Look below. Copy each line that has "components" in it.

DATA SEGMENT —
★ ★ ★ ★ ★
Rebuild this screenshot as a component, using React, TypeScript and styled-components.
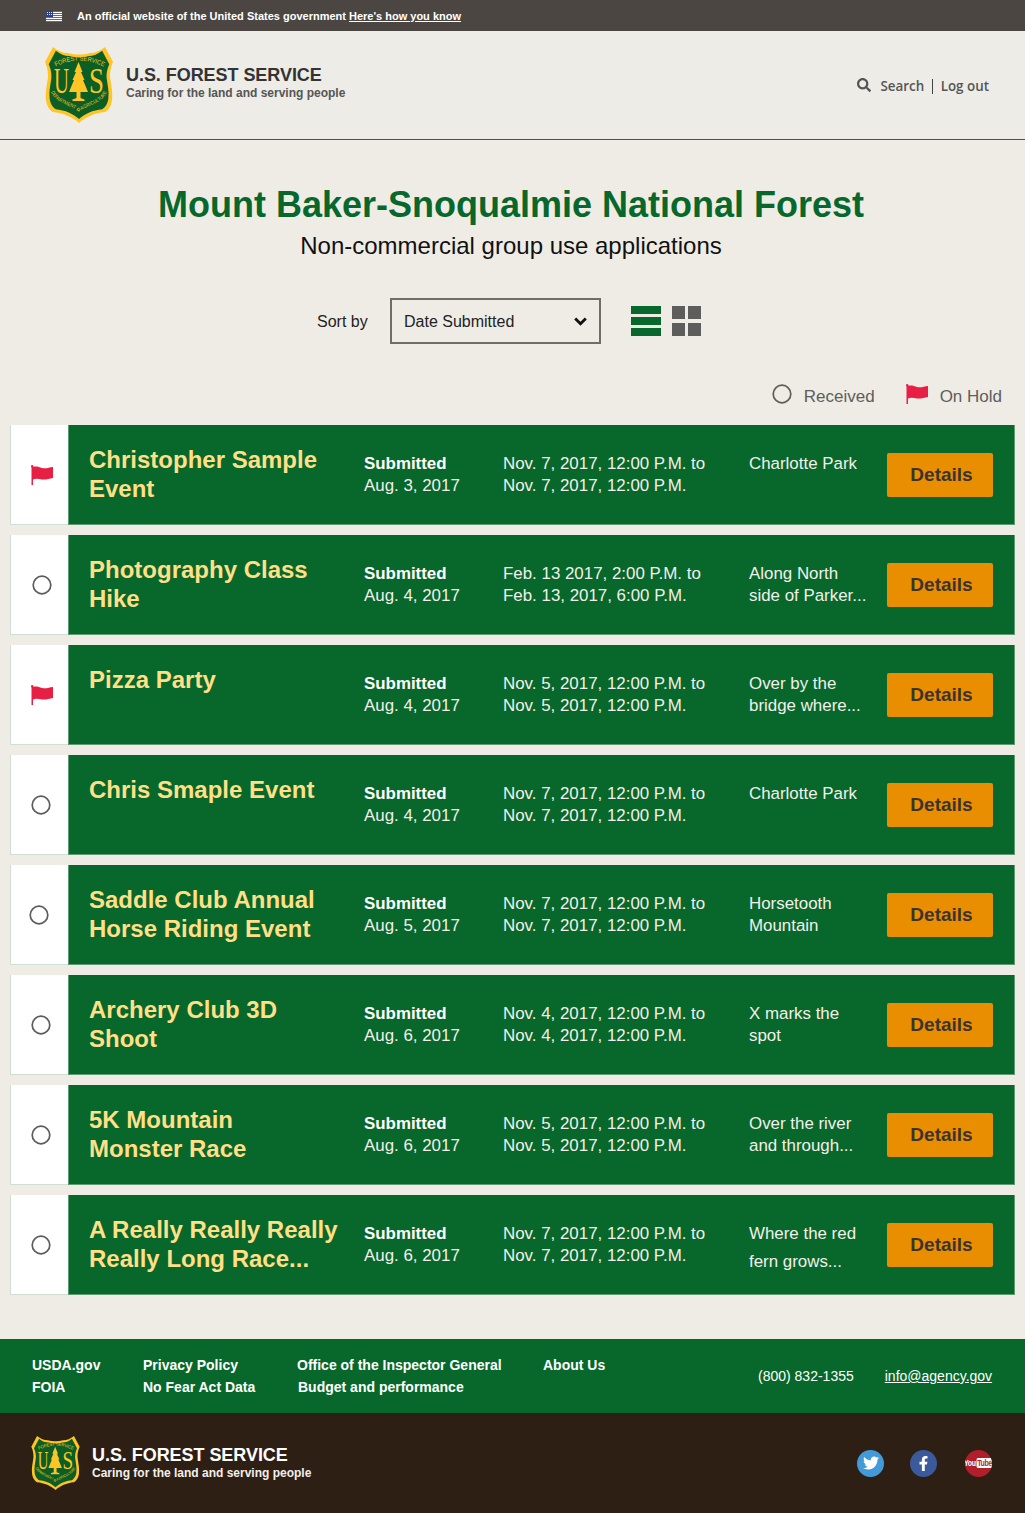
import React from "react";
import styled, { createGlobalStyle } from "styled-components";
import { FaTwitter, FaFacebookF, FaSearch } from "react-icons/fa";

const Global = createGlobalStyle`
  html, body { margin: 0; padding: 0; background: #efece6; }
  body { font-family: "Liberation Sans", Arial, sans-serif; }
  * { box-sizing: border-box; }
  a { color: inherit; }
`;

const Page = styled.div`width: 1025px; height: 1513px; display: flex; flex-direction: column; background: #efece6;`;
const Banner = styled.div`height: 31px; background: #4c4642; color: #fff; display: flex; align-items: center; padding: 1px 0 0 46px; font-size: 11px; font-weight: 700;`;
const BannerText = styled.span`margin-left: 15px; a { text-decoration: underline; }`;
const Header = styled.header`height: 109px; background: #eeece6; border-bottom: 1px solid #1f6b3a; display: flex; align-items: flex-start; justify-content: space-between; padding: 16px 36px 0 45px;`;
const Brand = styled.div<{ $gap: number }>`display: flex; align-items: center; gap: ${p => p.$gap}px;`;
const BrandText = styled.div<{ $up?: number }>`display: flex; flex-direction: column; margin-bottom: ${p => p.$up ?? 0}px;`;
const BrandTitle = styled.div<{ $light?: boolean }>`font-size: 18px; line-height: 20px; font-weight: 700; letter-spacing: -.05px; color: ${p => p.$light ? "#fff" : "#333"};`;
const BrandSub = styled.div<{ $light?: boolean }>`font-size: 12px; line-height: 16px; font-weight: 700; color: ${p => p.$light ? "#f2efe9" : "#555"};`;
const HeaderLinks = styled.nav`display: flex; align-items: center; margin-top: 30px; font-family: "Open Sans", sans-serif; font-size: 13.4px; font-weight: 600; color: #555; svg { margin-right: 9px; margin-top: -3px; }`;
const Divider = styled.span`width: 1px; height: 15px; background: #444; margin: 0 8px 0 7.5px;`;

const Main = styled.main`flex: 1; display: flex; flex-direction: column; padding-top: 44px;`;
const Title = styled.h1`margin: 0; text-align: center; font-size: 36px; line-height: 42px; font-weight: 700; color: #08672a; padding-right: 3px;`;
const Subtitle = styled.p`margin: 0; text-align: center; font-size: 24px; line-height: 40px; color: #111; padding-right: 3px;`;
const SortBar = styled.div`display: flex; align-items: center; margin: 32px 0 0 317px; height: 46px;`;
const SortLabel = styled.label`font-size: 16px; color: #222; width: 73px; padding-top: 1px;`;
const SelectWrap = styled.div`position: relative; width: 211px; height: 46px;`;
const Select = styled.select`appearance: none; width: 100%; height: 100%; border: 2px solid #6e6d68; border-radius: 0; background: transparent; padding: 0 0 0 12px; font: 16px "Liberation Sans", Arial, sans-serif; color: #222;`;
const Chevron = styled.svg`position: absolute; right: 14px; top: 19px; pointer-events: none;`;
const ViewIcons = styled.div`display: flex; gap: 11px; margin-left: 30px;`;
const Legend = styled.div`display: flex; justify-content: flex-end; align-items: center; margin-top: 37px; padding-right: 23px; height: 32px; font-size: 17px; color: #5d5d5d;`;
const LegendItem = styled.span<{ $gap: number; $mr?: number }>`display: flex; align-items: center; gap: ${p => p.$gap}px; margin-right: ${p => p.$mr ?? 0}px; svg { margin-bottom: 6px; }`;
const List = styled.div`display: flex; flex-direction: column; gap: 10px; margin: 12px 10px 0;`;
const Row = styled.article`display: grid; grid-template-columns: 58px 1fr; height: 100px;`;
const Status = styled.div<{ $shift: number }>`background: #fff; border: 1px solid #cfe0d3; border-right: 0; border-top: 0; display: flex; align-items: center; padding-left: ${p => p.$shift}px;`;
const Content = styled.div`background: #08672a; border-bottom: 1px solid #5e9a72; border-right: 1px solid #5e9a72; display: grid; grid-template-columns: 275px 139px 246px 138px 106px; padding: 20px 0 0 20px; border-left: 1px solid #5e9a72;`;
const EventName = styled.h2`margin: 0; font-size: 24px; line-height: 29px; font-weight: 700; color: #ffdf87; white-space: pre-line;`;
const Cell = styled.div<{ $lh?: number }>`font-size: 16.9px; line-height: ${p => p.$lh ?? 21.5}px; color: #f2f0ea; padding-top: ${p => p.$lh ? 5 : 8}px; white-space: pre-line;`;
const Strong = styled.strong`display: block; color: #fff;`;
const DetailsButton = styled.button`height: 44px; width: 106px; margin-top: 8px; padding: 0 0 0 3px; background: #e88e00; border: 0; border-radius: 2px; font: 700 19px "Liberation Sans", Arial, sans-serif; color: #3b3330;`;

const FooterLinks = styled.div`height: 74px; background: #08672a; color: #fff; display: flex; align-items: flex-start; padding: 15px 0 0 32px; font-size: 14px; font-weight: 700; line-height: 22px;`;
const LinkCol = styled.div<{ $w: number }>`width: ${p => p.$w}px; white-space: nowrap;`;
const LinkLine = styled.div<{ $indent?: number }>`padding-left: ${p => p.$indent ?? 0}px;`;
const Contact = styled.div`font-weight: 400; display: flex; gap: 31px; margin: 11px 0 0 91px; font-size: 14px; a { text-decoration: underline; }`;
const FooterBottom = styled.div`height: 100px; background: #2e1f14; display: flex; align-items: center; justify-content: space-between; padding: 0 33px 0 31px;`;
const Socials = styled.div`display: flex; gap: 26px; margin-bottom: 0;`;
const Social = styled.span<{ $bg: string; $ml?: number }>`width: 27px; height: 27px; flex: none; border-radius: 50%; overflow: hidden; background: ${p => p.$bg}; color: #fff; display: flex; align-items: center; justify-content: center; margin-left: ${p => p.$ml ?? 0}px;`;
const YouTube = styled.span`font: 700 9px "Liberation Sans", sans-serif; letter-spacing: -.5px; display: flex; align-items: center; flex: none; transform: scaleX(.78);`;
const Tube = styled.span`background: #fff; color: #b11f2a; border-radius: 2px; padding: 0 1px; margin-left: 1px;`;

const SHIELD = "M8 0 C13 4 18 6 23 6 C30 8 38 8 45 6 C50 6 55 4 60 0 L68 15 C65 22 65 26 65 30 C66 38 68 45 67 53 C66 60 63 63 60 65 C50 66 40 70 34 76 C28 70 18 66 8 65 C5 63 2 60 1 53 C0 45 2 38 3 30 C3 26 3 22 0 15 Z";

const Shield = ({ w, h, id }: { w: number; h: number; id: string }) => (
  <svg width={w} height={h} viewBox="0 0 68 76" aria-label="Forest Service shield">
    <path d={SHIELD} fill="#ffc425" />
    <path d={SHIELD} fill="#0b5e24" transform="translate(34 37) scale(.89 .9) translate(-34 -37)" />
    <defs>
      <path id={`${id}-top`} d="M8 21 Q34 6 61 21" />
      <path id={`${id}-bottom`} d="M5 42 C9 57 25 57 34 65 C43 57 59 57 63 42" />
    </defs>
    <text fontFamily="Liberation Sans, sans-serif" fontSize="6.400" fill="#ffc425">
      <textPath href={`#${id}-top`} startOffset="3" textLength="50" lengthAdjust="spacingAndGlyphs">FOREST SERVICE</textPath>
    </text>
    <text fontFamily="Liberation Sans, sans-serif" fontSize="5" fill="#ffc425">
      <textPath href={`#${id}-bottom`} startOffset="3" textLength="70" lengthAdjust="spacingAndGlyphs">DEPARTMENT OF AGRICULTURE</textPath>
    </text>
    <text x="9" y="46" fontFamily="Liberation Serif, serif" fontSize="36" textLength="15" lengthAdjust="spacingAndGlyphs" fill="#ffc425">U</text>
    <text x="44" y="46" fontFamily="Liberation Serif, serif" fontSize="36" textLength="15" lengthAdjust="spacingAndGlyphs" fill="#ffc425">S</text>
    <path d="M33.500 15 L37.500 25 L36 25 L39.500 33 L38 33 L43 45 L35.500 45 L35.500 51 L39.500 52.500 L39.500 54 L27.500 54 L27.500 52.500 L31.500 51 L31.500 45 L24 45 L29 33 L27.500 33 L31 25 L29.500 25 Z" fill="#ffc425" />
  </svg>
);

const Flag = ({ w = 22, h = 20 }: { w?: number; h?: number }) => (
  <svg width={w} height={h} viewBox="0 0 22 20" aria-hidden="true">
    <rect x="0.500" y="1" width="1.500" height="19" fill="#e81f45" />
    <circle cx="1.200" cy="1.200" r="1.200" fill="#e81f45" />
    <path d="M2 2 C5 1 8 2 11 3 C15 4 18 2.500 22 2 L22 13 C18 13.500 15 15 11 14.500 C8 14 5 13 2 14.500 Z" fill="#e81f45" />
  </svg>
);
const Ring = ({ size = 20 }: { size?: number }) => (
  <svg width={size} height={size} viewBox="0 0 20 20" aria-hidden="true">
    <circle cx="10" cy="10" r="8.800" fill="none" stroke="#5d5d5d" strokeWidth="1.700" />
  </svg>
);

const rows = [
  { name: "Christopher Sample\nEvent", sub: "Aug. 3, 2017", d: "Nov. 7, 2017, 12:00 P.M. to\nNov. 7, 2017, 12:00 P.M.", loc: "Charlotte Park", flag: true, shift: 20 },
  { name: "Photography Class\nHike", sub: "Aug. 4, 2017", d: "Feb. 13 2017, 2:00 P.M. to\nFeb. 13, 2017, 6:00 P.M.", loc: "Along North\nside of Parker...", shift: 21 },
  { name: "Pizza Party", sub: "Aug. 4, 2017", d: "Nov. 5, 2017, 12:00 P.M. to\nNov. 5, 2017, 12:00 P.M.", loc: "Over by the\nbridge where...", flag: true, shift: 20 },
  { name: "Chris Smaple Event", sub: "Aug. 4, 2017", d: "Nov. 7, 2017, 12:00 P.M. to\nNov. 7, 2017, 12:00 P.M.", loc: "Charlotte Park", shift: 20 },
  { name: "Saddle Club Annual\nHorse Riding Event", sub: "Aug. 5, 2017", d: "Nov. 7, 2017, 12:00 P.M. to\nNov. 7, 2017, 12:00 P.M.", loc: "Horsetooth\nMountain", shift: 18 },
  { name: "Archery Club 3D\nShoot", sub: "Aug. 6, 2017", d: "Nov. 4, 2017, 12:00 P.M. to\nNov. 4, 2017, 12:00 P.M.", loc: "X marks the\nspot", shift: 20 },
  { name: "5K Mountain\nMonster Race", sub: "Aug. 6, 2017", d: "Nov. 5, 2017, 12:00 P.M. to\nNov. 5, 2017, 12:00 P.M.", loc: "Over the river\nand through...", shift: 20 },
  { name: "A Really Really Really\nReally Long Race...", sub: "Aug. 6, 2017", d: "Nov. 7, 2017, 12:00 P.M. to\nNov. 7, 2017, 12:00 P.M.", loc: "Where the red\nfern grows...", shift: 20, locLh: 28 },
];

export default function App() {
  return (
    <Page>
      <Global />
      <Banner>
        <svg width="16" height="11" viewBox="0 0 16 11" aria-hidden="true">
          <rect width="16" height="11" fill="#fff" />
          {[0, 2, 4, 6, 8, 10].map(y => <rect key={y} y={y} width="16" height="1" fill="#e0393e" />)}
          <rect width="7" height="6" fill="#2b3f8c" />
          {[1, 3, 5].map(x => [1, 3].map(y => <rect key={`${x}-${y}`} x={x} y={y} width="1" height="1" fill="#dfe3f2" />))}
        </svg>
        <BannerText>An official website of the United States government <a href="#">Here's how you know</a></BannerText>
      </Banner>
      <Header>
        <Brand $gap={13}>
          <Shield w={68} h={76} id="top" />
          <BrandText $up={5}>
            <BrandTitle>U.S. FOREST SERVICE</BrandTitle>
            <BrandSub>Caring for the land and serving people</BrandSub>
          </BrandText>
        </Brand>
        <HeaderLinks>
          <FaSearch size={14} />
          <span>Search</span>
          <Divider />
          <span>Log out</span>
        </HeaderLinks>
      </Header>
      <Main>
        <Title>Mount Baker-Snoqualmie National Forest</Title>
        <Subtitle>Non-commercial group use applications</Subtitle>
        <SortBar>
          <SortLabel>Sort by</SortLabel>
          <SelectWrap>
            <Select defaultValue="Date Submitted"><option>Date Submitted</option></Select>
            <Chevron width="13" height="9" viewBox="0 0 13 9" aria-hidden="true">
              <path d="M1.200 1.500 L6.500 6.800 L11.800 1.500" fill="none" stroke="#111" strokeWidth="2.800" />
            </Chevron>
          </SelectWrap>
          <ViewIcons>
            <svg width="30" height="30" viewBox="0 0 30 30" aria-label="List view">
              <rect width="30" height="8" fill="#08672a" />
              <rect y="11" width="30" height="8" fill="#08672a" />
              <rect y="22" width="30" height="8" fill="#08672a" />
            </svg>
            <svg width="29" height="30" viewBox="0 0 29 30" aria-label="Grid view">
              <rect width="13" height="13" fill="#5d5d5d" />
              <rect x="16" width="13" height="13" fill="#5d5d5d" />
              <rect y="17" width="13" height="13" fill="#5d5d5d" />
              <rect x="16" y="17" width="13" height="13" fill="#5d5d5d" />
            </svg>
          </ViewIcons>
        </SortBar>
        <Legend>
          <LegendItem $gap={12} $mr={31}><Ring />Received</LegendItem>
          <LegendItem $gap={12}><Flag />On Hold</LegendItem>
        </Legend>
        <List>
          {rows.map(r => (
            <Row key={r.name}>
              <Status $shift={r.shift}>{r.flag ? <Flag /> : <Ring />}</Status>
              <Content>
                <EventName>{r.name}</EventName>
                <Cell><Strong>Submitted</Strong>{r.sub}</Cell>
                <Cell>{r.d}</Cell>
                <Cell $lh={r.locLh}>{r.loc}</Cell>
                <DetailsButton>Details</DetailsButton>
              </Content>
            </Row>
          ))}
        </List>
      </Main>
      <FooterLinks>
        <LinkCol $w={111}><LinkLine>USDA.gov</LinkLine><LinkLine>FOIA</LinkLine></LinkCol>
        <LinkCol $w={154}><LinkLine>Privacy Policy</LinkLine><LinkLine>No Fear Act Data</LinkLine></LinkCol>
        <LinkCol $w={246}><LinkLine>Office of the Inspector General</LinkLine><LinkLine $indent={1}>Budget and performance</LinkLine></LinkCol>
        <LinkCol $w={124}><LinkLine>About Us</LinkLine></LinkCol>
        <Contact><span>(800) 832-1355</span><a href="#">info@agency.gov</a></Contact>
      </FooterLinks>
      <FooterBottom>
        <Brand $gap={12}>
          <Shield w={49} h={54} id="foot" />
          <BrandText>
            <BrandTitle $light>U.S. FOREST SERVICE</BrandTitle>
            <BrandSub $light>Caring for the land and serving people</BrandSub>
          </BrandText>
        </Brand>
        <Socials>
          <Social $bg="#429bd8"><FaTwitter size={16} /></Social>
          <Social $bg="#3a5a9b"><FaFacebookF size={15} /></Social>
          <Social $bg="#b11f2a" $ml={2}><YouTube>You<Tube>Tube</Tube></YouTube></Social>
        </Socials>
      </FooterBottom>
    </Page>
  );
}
★ ★ ★ ★ ★
RESPONSE —
Rebuild this screenshot as a component, using React, TypeScript and styled-components.
import styled, { createGlobalStyle } from "styled-components";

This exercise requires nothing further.